Buybacks also allow for more tax planning. When dividends are issued, the investors have to pay taxes on them at that time. Stock buybacks allow investors to choose when they want to pay taxes. They can sell into the buyback and pay taxes now or hold the stock and pay taxes at a later time.
Buybacks are can be part of normal corporate capitalization decisions - what is the appropriate debt to equity ratio for the company.
Finally, changing dividend levels has its own impact on stock price. If a company increases its dividend, them market expects it to remain increased. In this case the stock price goes up as investors expect more dividends in the future. When a company cuts its dividend (rare event), the stock price drops dramatically as the market punishes company not only for the reduced expectation of future dividends but also because companies only cut dividends when they are having severe problems. Some companines issue a special dividend related to a one-time event such as selling a division. The stock price does not do much in these events.
All of this is to say that stock buybacks are not why corporations reduced basic research investment. I was at GE watching the famous research centers getting cut. The bottom line was the research coming out of the centers was not creating a meaningful ROI. At one point the researchers went to the various GE businesses looking for projects where their expertise could add value - an internal consulting group. They gave up after a year as there was so little success. Corporate research centers are expensive. They need to earn their keep.
Sell the stock then use the gains to buy the stock? I'm very confused by this.
> without having to first pay tax for the dividend
Long term capital gains and dividends are taxed at the same rate. The only tax-free way to benefit from a higher share price (that I know of) is to borrow against it.
> get their reward in the proportion of their ownership of the company going up.
Which only matters if the company pays dividends, or the shareholders eventually sell.
Now assume I am a long-term investor, who invested money into a company, and wants to keep all that money in the company, instead of taking money out.
If the company pays a dividend, I can put the money they paid me back into the company, but I have to pay capital income tax on the money in between. If they buy back some stock, I have essentially fully reinvested my money to grow my share of ownership in that company, but I have not paid any tax on this, and will only have to do so at the end. As I get to grow compound interest on my money, I will come out much better in the long term.

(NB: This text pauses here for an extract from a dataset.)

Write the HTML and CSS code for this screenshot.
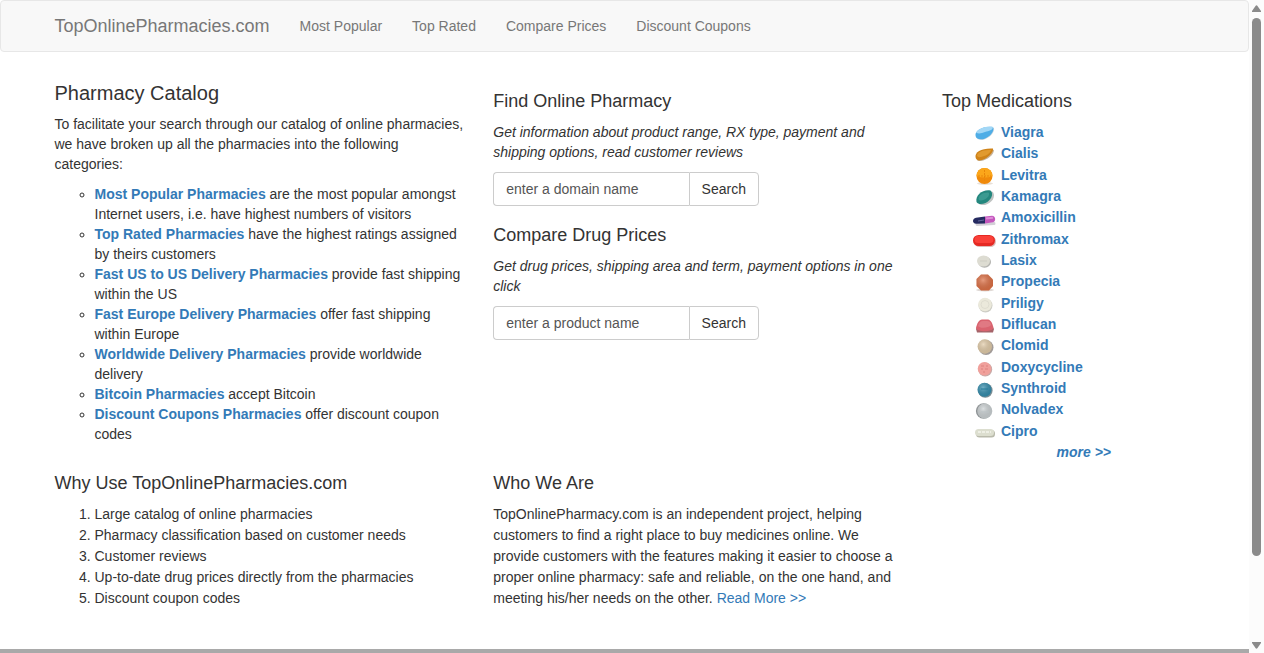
FILE: index.html
```
<!DOCTYPE html>
<html lang="en">
<head>
<meta charset="utf-8">
<title>TopOnlinePharmacies.com</title>
<link rel="stylesheet" href="styles.css">
</head>
<body>

<div class="page">
  <nav class="navbar">
    <div class="container nav-inner">
      <a class="brand" href="#">TopOnlinePharmacies.com</a>
      <a href="#">Most Popular</a>
      <a href="#">Top Rated</a>
      <a href="#">Compare Prices</a>
      <a href="#">Discount Coupons</a>
    </div>
  </nav>

  <main class="container content">
    <section class="col catalog">
      <h1>Pharmacy Catalog</h1>
      <p>To facilitate your search through our catalog of online pharmacies, we have broken up all the pharmacies into the following categories:</p>
      <ul class="categories">
        <li><a href="#">Most Popular Pharmacies</a> are the most popular amongst Internet users, i.e. have highest numbers of visitors</li>
        <li><a href="#">Top Rated Pharmacies</a> have the highest ratings assigned by theirs customers</li>
        <li><a href="#">Fast US to US Delivery Pharmacies</a> provide fast shipping within the US</li>
        <li><a href="#">Fast Europe Delivery Pharmacies</a> offer fast shipping within Europe</li>
        <li><a href="#">Worldwide Delivery Pharmacies</a> provide worldwide delivery</li>
        <li><a href="#">Bitcoin Pharmacies</a> accept Bitcoin</li>
        <li><a href="#">Discount Coupons Pharmacies</a> offer discount coupon codes</li>
      </ul>
    </section>

    <section class="col">
      <h2><label for="domain">Find Online Pharmacy</label></h2>
      <p><em>Get information about product range, RX type, payment and shipping options, read customer reviews</em></p>
      <form class="search">
        <input type="text" id="domain" placeholder="enter a domain name">
        <button type="button">Search</button>
      </form>

      <h2><label for="product">Compare Drug Prices</label></h2>
      <p><em>Get drug prices, shipping area and term, payment options in one click</em></p>
      <form class="search">
        <input type="text" id="product" placeholder="enter a product name">
        <button type="button">Search</button>
      </form>
    </section>

    <aside class="col medications">
      <h2>Top Medications</h2>
      <ul class="med-list">
        <li>
          <svg viewBox="0 0 24 21">
            <defs>
              <!-- shared highlight for the pills -->
              <radialGradient id="shine" cx=".4" cy=".35" r=".65">
                <stop offset="0" stop-color="#fff" stop-opacity=".3"/>
                <stop offset="1" stop-color="#000" stop-opacity=".1"/>
              </radialGradient>
            </defs>
            <path d="M3 14C4 9 13 4 21 6c1 4-4 10-11 12-4 0-7-1-7-4z" fill="#cfd9e0"/><path d="M2.500 13C2 9 10 3.500 20 5c2 4-3 10-9 12-4 1-8.500 0-8.500-4z" fill="#4fade6"/><path d="M3 10.500C6 6 13 4 20 5c0 3-4 4-8 5-3 .7-6 2.500-9 .5z" fill="#a2d7f6"/>
          </svg>
          <a href="#">Viagra</a>
        </li>
        <li>
          <svg viewBox="0 0 24 21"><path d="M4 16C3 11 12 5 21 7c0 5-7 10-13 11-3 0-4 0-4-2z" fill="#c8b49b"/><path d="M2.500 14C2 9 8 5 20 5.500c1 4-6 10-11 11.500-4 1-6 0-6.500-3z" fill="#cf8319"/><path d="M4 12c2-4 7-5 14-5-1 4-6 6-10 7-3 .5-4-.5-4-2z" fill="#e19a2f"/></svg>
          <a href="#">Cialis</a>
        </li>
        <li>
          <svg viewBox="0 0 24 21"><ellipse cx="12" cy="18.500" rx="8" ry="1.500" fill="#e8e0d8"/><circle cx="11.500" cy="11" r="8" fill="#f08a0a"/><path d="M3.500 11a8 8 0 0 1 16 0q-8 3-16 0z" fill="#fba61a"/><path d="M11.500 5v12M5 11h13" stroke="#e98709" stroke-dasharray="2 1"/></svg>
          <a href="#">Levitra</a>
        </li>
        <li>
          <svg viewBox="0 0 24 21"><path d="M6 18C4 10 13 4 20 6c3 5-1 11-8 13-3 0-5 0-6-1z" fill="#bfc3c2"/><path d="M3.500 16C2 9 10 3 17.500 4.500c4 4 0 10-5 12.500-3 1-7 2-9-1z" fill="#24877e"/><path d="M5.500 13c0-4 5-7 10-6.500 2 2-1 6-4 7-3 1-5 2-6-.5z" fill="#3b9a91"/></svg>
          <a href="#">Kamagra</a>
        </li>
        <li>
          <svg viewBox="0 0 24 21"><path d="M4 17.500l17-1" stroke="#d3d0d7" stroke-width="3" stroke-linecap="round"/><path d="M12 9.500l7-.8c4 0 4 6 1 6.500l-8 1.300z" fill="#c457bd"/><path d="M12 9.500l-9 1.300c-4 1-4 5.700 0 6l9-.3z" fill="#252a60"/><path d="M5 14l6-1" stroke="#646a9e"/><path d="M13 11.500l7-.8" stroke="#dd8dd8" stroke-width="2"/></svg>
          <a href="#">Amoxicillin</a>
        </li>
        <li>
          <svg viewBox="0 0 24 21"><rect x="1" y="7" width="22" height="11" rx="5.500" fill="#dcbbb8"/><rect x="0" y="6" width="22" height="11" rx="5.500" fill="#e52923"/><rect x="1.500" y="7" width="19" height="7" rx="3.500" fill="#fa4039"/></svg>
          <a href="#">Zithromax</a>
        </li>
        <li>
          <svg viewBox="0 0 24 21"><ellipse cx="11.500" cy="12" rx="6.500" ry="5.800" fill="#b4b4b0"/><ellipse cx="10.500" cy="11" rx="6.500" ry="5.500" fill="#dddcd2"/><path d="M7 11h7" stroke="#cecdc3"/></svg>
          <a href="#">Lasix</a>
        </li>
        <li>
          <svg viewBox="0 0 24 21"><ellipse cx="12" cy="19" rx="9" ry="1.500" fill="#dfd9d5"/><path d="M8 3.500h7l5 5v6.500l-4 4.500H8l-4.500-4.500V8z" fill="#de7146"/><path d="M8 3.500h7l5 5v6.500l-4 4.500H8l-4.500-4.500V8z" fill="url(#shine)"/></svg>
          <a href="#">Propecia</a>
        </li>
        <li>
          <svg viewBox="0 0 24 21"><circle cx="12.500" cy="12.500" r="7" fill="#cdcdc5"/><circle cx="12" cy="11.500" r="6.800" fill="#ebe9db"/><circle cx="12" cy="11.500" r="4" fill="none" stroke="#dfddd0"/></svg>
          <a href="#">Priligy</a>
        </li>
        <li>
          <svg viewBox="0 0 24 21"><path d="M3 15l4-8h9l5 8-1 3.500H4z" fill="#a5646a"/><path d="M3 14c1-5 3-8 6-8.500h6c3 .5 4.500 4 5.500 8.500-1 4-16 4.500-17.500 0z" fill="#d9636f"/><path d="M5 12c1-3 2-5 5-5h4c3 0 4 2 4 4-2 3-11 4-13 1z" fill="#e07983"/></svg>
          <a href="#">Diflucan</a>
        </li>
        <li>
          <svg viewBox="0 0 24 21"><circle cx="13" cy="12.500" r="7.500" fill="#a19b98"/><circle cx="11.800" cy="11.500" r="7.200" fill="#e2cca9"/><circle cx="11.800" cy="11.500" r="7.200" fill="url(#shine)"/></svg>
          <a href="#">Clomid</a>
        </li>
        <li>
          <svg viewBox="0 0 24 21"><circle cx="12.200" cy="12.500" r="7" fill="#c7aaa8"/><circle cx="11.500" cy="11.700" r="6.800" fill="#f0a09b"/><path d="M8 9h3m2 0h2m-7 3h2m2 0h3m-5 3h2" stroke="#dc827e"/></svg>
          <a href="#">Doxycycline</a>
        </li>
        <li>
          <svg viewBox="0 0 24 21"><circle cx="12.300" cy="12.500" r="7.300" fill="#7c8d94"/><circle cx="11.500" cy="11.700" r="7" fill="#358eae"/><circle cx="11.500" cy="11.700" r="7" fill="url(#shine)"/><path d="M8 11h7" stroke="#277c9b"/></svg>
          <a href="#">Synthroid</a>
        </li>
        <li>
          <svg viewBox="0 0 24 21"><circle cx="10.700" cy="12" r="7.800" fill="#8f9496"/><circle cx="11.800" cy="12" r="7.500" fill="#ccd2d4"/><circle cx="11.800" cy="12" r="7.500" fill="url(#shine)"/><path d="M8 13h8" stroke="#bbc2c5"/></svg>
          <a href="#">Nolvadex</a>
        </li>
        <li>
          <svg viewBox="0 0 24 21"><rect x="3" y="9" width="19" height="7.500" rx="3.500" fill="#b9baab"/><rect x="2" y="8" width="19" height="7" rx="3.500" fill="#dcdecf"/><path d="M5 11h13" stroke="#eeefe5" stroke-width="2" stroke-dasharray="3 1"/></svg>
          <a href="#">Cipro</a>
        </li>
      </ul>
      <a class="more" href="#">more &gt;&gt;</a>
    </aside>

    <section class="col about">
      <h2>Why Use TopOnlinePharmacies.com</h2>
      <ol>
        <li>Large catalog of online pharmacies</li>
        <li>Pharmacy classification based on customer needs</li>
        <li>Customer reviews</li>
        <li>Up-to-date drug prices directly from the pharmacies</li>
        <li>Discount coupon codes</li>
      </ol>
    </section>

    <section class="col about">
      <h2>Who We Are</h2>
      <p>TopOnlinePharmacy.com is an independent project, helping customers to find a right place to buy medicines online. We provide customers with the features making it easier to choose a proper online pharmacy: safe and reliable, on the one hand, and meeting his/her needs on the other. <a href="#">Read More &gt;&gt;</a></p>
    </section>
  </main>

  <footer class="footer"></footer>
</div>

<div class="scrollbar" aria-hidden="true">
  <svg viewBox="0 0 9 7"><path d="M3.500 1q1-1.500 2 0L9 6v1H0V6z"/></svg>
  <div class="track"><div class="thumb"></div></div>
  <svg viewBox="0 0 9 7"><path d="M3.500 6q1 1.500 2 0L9 1V0H0v1z"/></svg>
</div>

</body>
</html>
```

FILE: styles.css
```
* {
  box-sizing: border-box;
}

body {
  display: flex;
  height: 100vh;
  margin: 0;
  overflow: hidden;
  font-family: "Liberation Sans", Arial, sans-serif;
  font-size: 14px;
  line-height: 20px;
  color: #333;
  background-color: #fff;
}

a {
  color: #337ab7;
  text-decoration: none;
}

a:hover {
  text-decoration: underline;
}

h1, h2 {
  margin: 20px 0 12px;
  font-size: 18px;
  font-weight: 500;
  line-height: 18px;
}

h1 {
  margin: 10px 0;
  font-size: 20px;
  line-height: 22px;
}

p, ul, ol {
  margin: 0 0 10px;
}

.page {
  flex: 1;
  display: flex;
  flex-direction: column;
  overflow: hidden;
}

.container {
  width: 100%;
  max-width: 1170px;
  margin: 0 auto;
}

/* Navigation */
.navbar {
  flex: none;
  margin-bottom: 20px;
  border: 1px solid #e7e7e7;
  border-radius: 4px;
  background-color: #f8f8f8;
}

.nav-inner {
  display: flex;
}

.navbar a {
  padding: 15px;
  color: #777;
}

.navbar .brand {
  font-size: 18px;
}

/* Main columns */
.content {
  display: grid;
  grid-template-columns: 3fr 3fr 2fr;
  padding-bottom: 30px;
}

.col {
  padding: 0 15px;
}

.categories {
  padding-left: 40px;
  list-style-type: circle;
}

.categories a,
.medications a {
  font-weight: bold;
}

.about {
  line-height: 21px;
}

/* Search boxes */
.search {
  display: flex;
  width: 65%;
}

.search input,
.search button {
  height: 34px;
  padding: 6px 12px;
  border: 1px solid #ccc;
  font: inherit;
  background-color: #fff;
}

.search input {
  flex: 1;
  min-width: 0;
  border-right: 0;
  border-radius: 4px 0 0 4px;
  color: #555;
}

.search input::placeholder {
  color: #555;
  opacity: 1;
}

.search button {
  border-radius: 0 4px 4px 0;
  color: #333;
  cursor: pointer;
}

/* Medications */
.medications {
  grid-row: span 2;
  padding-left: 25px;
}

.med-list {
  display: grid;
  grid-auto-rows: 1fr;
  height: 320px;
  margin: 0;
  padding-left: 31px;
  list-style: none;
}

.med-list li {
  display: flex;
  gap: 4px;
}

.med-list svg {
  width: 24px;
  height: 21px;
}

.more {
  display: block;
  width: 169px;
  text-align: right;
  font-style: italic;
}

.footer {
  flex: 1;
  background-color: #a9a9a9;
}

/* Scrollbar */
.scrollbar {
  display: flex;
  flex-direction: column;
  width: 15px;
  padding: 5px 3px 4px;
  background-color: #fcfcfc;
}

.scrollbar svg {
  width: 9px;
  height: 7px;
  fill: #8b8b8b;
}

.track {
  flex: 1;
  margin: 6px 0;
}

.thumb {
  height: 87%;
  border-radius: 5px;
  background-color: #8b8b8b;
}
```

> As I get to grow compound interest on my money, I will come out much better in the long term.
You will pay the capital gains tax rate either way. Either when you buy 15% less additional shares, or when you sell them at the end and pay the 15% then.
If you start with 15% less and compound it, you still end with 15% less.
(15% is just an example)
You might be placing a bet that at some point in the future there will be a reduction the capital gains rate, but, as far as I can see, you are not earning more due to compounding.

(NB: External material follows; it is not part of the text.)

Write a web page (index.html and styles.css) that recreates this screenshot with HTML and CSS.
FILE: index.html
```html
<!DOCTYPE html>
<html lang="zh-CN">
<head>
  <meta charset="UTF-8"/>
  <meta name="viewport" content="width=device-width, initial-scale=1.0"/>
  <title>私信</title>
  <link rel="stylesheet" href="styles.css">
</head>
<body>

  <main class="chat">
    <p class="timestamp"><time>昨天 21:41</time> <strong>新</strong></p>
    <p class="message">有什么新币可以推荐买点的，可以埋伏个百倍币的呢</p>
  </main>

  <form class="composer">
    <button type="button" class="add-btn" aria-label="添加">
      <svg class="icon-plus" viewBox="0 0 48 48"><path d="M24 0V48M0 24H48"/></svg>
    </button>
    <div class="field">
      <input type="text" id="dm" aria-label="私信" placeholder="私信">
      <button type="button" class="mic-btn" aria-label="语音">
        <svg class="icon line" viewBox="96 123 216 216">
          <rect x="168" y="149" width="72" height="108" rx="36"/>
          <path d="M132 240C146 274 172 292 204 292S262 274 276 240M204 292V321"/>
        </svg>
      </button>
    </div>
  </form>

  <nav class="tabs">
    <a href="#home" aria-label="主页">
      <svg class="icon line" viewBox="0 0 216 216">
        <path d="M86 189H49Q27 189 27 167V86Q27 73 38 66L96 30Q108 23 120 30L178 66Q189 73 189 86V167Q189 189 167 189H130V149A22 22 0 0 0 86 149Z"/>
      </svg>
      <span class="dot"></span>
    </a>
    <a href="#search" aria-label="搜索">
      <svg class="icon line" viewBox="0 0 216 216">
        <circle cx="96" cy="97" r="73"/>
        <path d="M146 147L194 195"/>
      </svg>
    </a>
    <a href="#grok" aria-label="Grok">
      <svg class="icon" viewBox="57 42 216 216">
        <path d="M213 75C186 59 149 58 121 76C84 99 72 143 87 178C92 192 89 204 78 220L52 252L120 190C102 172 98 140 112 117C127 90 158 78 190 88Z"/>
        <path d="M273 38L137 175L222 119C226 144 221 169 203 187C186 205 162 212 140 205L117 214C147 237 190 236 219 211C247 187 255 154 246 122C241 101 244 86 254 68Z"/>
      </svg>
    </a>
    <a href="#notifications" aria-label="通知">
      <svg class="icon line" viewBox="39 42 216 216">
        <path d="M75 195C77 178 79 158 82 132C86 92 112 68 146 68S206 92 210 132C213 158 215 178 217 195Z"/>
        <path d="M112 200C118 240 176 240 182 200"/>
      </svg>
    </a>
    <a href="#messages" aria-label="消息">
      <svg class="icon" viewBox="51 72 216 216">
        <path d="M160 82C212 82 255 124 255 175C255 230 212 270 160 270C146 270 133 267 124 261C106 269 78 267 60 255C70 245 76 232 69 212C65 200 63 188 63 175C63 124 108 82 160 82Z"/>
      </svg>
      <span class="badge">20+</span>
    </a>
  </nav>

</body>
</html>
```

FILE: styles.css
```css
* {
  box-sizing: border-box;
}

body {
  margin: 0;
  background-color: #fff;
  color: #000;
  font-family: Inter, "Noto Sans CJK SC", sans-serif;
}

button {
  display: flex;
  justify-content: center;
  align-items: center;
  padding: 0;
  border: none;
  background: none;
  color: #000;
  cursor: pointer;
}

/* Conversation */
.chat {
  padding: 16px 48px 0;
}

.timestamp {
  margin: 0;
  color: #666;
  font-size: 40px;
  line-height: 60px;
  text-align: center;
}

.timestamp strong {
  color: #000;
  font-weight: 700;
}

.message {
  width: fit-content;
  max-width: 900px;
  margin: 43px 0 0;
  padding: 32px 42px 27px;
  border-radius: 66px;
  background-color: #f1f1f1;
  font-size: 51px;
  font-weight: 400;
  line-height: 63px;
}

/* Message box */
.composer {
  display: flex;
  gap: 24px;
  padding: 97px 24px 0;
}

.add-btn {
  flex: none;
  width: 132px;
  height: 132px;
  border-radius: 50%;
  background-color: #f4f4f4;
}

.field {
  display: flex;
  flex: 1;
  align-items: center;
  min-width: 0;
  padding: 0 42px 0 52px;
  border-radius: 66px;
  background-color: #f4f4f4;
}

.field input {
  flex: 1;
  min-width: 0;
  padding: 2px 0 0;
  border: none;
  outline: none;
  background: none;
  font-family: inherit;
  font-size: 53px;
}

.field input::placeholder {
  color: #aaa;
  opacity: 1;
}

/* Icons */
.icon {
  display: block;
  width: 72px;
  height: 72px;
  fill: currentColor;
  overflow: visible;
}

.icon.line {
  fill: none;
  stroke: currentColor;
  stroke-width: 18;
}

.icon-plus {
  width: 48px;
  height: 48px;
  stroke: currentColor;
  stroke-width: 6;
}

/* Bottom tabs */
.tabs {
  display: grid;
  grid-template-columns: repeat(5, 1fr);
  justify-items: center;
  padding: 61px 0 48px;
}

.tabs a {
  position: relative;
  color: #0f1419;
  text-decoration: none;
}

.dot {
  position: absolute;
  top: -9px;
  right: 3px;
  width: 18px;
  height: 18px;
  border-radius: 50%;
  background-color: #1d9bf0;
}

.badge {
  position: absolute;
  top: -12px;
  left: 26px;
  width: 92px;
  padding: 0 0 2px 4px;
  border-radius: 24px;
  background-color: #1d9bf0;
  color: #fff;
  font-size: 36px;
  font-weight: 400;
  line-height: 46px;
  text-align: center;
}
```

This is incorrect. If the company buys back say $100m worth of its stock, it's true that the individual shares remaining represent a larger fraction of the company, BUT the company itself is worth $100m less after the transaction (because it has spent that $100m on purchase of something that can't be added to the balance sheet - basically incinerated that money from company's point of view, similarly to how paying out dividends is "destroying" money). These two factors cancel out perfectly, and the book value per share remains unchanged.
I'm upvoting because you're advancing the discussion for sure.
Buybacks of overpriced stocks also do not benefit investors.
Stock grants can actually include dividends.
Even if you don't sell or borrow against it you benefit because you don't have that tax liability, and the money you woulda paid in taxes can continue to be invested.